La controverse autour de la disparition des pollinisateurs, dont nous constatons les effets sur les abeilles domestiques, stimulée par des enjeux de taille, prend toute son ampleur avec le problème de l’éventualité d’effets de synergie entre pesticides. C’est une piste qui est méconnue du grand public, seulement évoquée par les experts, et négligée par les entreprises phytosanitaires. Les protocoles de mise sur le marché et les tests effectués sur ces produits ne prennent actuellement pas en compte l’interaction de la substance active avec d’autres pesticides.
Les rares recherches effectuées sur cette thématique (INRA Avignon) n’ont pu étudier la combinaison que d’au plus deux produits. L’expertise se heurte en effet à des limites techniques et financières qui entravent la mise en place de protocoles de test d’éventuels effets cumulatifs. En effet, il est discutable que ce soit l’organisme accusé qui finance les tests qui doivent le discriminer. De plus, l’étude de la surmortalité des abeilles doit composer avec des paramètres spatiaux et éthologiques complexes qui empêchent l’observation exhaustive de la santé d’une colonie. L’aspect multifactoriel du phénomène, qui doit être nuancé en séparant causes primaires et secondaires, apporte encore son lot de complexité.
Quand bien même un expert arriverait-il à trancher, et prouverait qu’un mélange particulier de pesticides est particulièrement dangereux, la question de la responsabilité de la surmortalité des abeilles ne pourrait être imputée à un seul acteur. Des protocoles légaux d’homologation aux pratiques des agriculteurs, en passant par le comportement des agriculteurs, les responsables sont multiples.
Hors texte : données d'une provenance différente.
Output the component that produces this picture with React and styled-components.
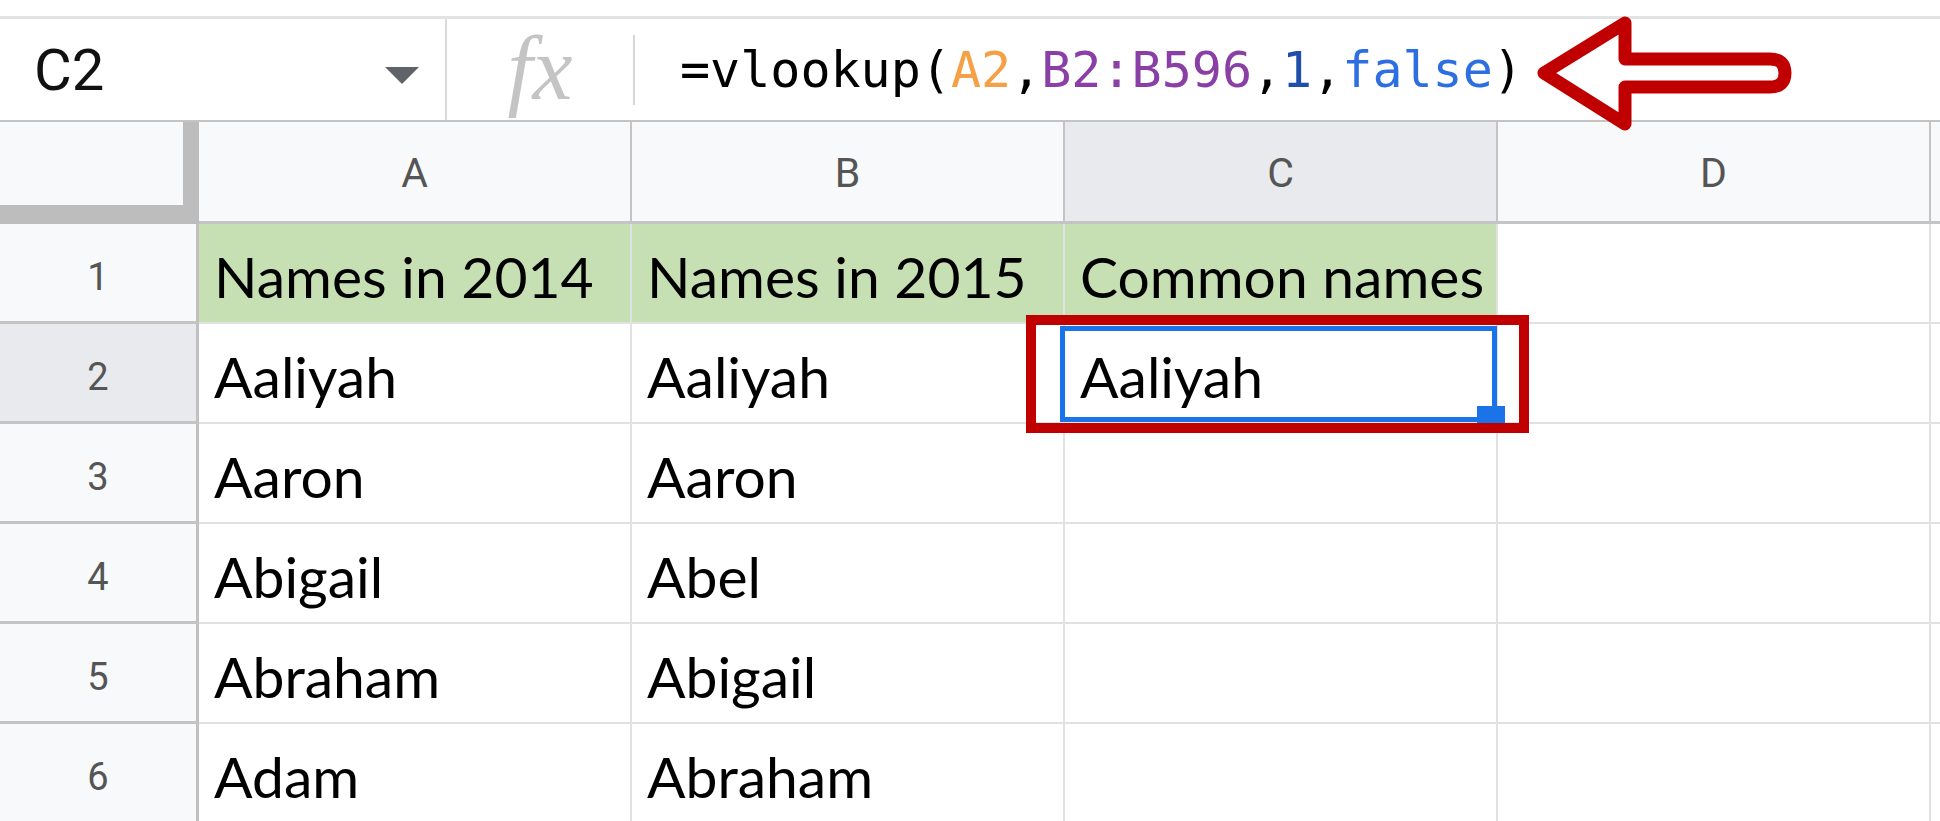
import React from 'react';
import styled, { createGlobalStyle } from 'styled-components';

const GlobalStyle = createGlobalStyle`
  html, body {
    margin: 0;
    padding: 0;
    background: #fff;
    overflow: hidden;
  }
`;

const columns = ['A', 'B', 'C', 'D'];

const rows = [
  { n: 1, cells: ['Names in 2014', 'Names in 2015', 'Common names', ''], green: true },
  { n: 2, cells: ['Aaliyah', 'Aaliyah', 'Aaliyah', ''] },
  { n: 3, cells: ['Aaron', 'Aaron', '', ''] },
  { n: 4, cells: ['Abigail', 'Abel', '', ''] },
  { n: 5, cells: ['Abraham', 'Abigail', '', ''] },
  { n: 6, cells: ['Adam', 'Abraham', '', ''] },
];

const formula = [
  { t: '=vlookup(', tone: 'plain' },
  { t: 'A2', tone: 'orange' },
  { t: ',', tone: 'plain' },
  { t: 'B2:B596', tone: 'purple' },
  { t: ',', tone: 'plain' },
  { t: '1', tone: 'number' },
  { t: ',', tone: 'plain' },
  { t: 'false', tone: 'blue' },
  { t: ')', tone: 'plain' },
];

const tones = {
  plain: '#000000',
  orange: '#f6a046',
  purple: '#8a3fa6',
  number: '#1f4fa8',
  blue: '#2d6fe0',
};

const App = () => {
  return (
    <Page>
      <GlobalStyle />
      <TopStrip />
      <FormulaBar>
        <NameBox>
          <CellRef>C2</CellRef>
          <Caret />
        </NameBox>
        <FxBox>fx</FxBox>
        <Divider />
        <FormulaText>
          {formula.map((p, i) => (
            <Token key={i} $tone={p.tone}>{p.t}</Token>
          ))}
        </FormulaText>
        <Arrow width="270" height="130" viewBox="0 0 270 130">
          <path
            d="M14,63 L95,13 L95,49 L240,49 Q255,49 255,63 Q255,77 240,77 L95,77 L95,114 Z"
            fill="none"
            stroke="#c00000"
            strokeWidth="13"
            strokeLinejoin="round"
          />
        </Arrow>
      </FormulaBar>

      <Sheet>
        <Corner />
        {columns.map((c) => (
          <ColHead key={c} $active={c === 'C'}>{c}</ColHead>
        ))}
        <ColHead $last />

        {rows.map((r) => (
          <React.Fragment key={r.n}>
            <RowHead $active={r.n === 2}>{r.n}</RowHead>
            {r.cells.map((v, i) => {
              const selected = r.n === 2 && i === 2;
              return (
                <Cell key={i} $green={r.green && i < 3} $selected={selected}>
                  {v}
                  {selected && (
                    <>
                      <SelectBorder />
                      <FillHandle />
                      <Highlight />
                    </>
                  )}
                </Cell>
              );
            })}
            <Cell $last />
          </React.Fragment>
        ))}
      </Sheet>
    </Page>
  );
};

const Page = styled.div`
  width: 1940px;
  height: 821px;
  overflow: hidden;
  background: #fff;
  position: relative;
`;

const TopStrip = styled.div`
  height: 16px;
  border-bottom: 3px solid #e2e3e5;
`;

const FormulaBar = styled.div`
  position: relative;
  display: flex;
  align-items: center;
  height: 101px;
  border-bottom: 2px solid #c4c4c4;
`;

const NameBox = styled.div`
  box-sizing: border-box;
  width: 447px;
  height: 100%;
  display: flex;
  align-items: center;
  justify-content: space-between;
  padding: 0 26px 0 34px;
  border-right: 2px solid #dadada;
`;

const CellRef = styled.span`
  font-family: Roboto, 'Liberation Sans', sans-serif;
  font-size: 58px;
  color: #111;
  line-height: 1;
`;

const Caret = styled.span`
  width: 0;
  height: 0;
  margin-top: 12px;
  border-left: 17px solid transparent;
  border-right: 17px solid transparent;
  border-top: 17px solid #5f6368;
`;

const FxBox = styled.div`
  width: 186px;
  text-align: center;
  font-family: 'Liberation Serif', serif;
  font-style: italic;
  font-size: 90px;
  line-height: 1;
  color: #c4c4c4;
  margin-top: -2px;
`;

const Divider = styled.div`
  width: 2px;
  height: 70px;
  background: #d6d6d6;
`;

const FormulaText = styled.div`
  padding-left: 45px;
  font-family: 'DejaVu Sans Mono', 'Liberation Mono', monospace;
  font-size: 50px;
  line-height: 1;
  white-space: nowrap;
`;

const Token = styled.span`
  color: ${(p) => tones[p.$tone]};
`;

const Arrow = styled.svg`
  position: absolute;
  left: 1530px;
  top: -9px;
  z-index: 5;
`;

const Sheet = styled.div`
  display: grid;
  grid-template-columns: 199px repeat(4, 433px) 1fr;
  grid-template-rows: 102px repeat(6, 100px);
`;

const Corner = styled.div`
  box-sizing: border-box;
  background: #f8f9fa;
  border-right: 16px solid #bdbdbd;
  border-bottom: 19px solid #bdbdbd;
`;

const ColHead = styled.div`
  box-sizing: border-box;
  display: flex;
  align-items: center;
  justify-content: center;
  padding-top: 3px;
  background: ${(p) => (p.$active ? '#e8eaed' : '#f8f9fa')};
  border-right: ${(p) => (p.$last ? 'none' : '2px solid #c4c4c4')};
  border-bottom: 3px solid #c4c4c4;
  font-family: Roboto, 'Liberation Sans', sans-serif;
  font-size: 41px;
  color: #555;
`;

const RowHead = styled.div`
  box-sizing: border-box;
  display: flex;
  align-items: center;
  justify-content: center;
  padding-top: 8px;
  background: ${(p) => (p.$active ? '#e8eaed' : '#f8f9fa')};
  border-right: 3px solid #c0c0c0;
  border-bottom: 3px solid #c4c4c4;
  font-family: Roboto, 'Liberation Sans', sans-serif;
  font-size: 38px;
  color: #555;
`;

const Cell = styled.div`
  box-sizing: border-box;
  position: ${(p) => (p.$selected ? 'relative' : 'static')};
  z-index: ${(p) => (p.$selected ? 2 : 'auto')};
  display: flex;
  align-items: flex-end;
  padding: 0 0 17px 15px;
  background: ${(p) => (p.$green ? '#c6e0b4' : '#fff')};
  border-right: ${(p) => (p.$last ? 'none' : '2px solid #e1e1e1')};
  border-bottom: 2px solid #e1e1e1;
  font-family: Lato, 'Open Sans', sans-serif;
  font-size: 57px;
  line-height: 1;
  color: #000;
  white-space: nowrap;
  overflow: visible;
`;

const SelectBorder = styled.div`
  position: absolute;
  top: 2px;
  left: -5px;
  right: -1px;
  bottom: 0;
  border: 5px solid #1a73e8;
`;

const FillHandle = styled.div`
  position: absolute;
  right: -9px;
  bottom: -11px;
  width: 28px;
  height: 27px;
  background: #1a73e8;
`;

const Highlight = styled.div`
  position: absolute;
  box-sizing: border-box;
  left: -39px;
  top: -9px;
  width: 503px;
  height: 118px;
  border: 10px solid #c00000;
  z-index: 3;
`;

export default App;
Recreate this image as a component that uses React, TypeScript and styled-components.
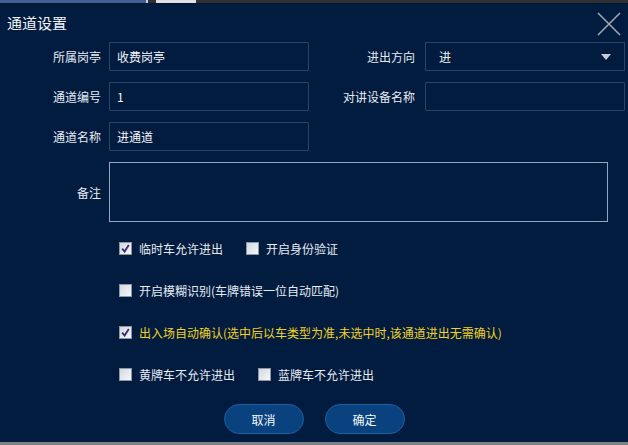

Doit-on comme en 2011 pour le Cruiser retirer du marché les pesticides dont on ne connaît pas réellement les interactions avec les autres, ou au contraire appliquer un principe de présomption d’innocence ?
La protection de notre environnement, dont les abeilles sont sûrement les meilleurs sentinelles, doit-elle être privilégiée aux 67 milliards d’euros que représente l’agriculture française ? A l’avenir, sera-t-on capable de mettre en place un protocole d’autorisation de mise sur le marché et d’homologation qui prenne en compte les éventuelles interactions entre pesticides, à l’instar des médicaments dans l’industrie pharmaceutique ?
Tiraillé entre son désir de préserver la nature et la nécessité d’en tirer le rendement maximal, l’homme continuera sûrement longtemps à butiner de retraits de mise sur le marché en homologations incertaines.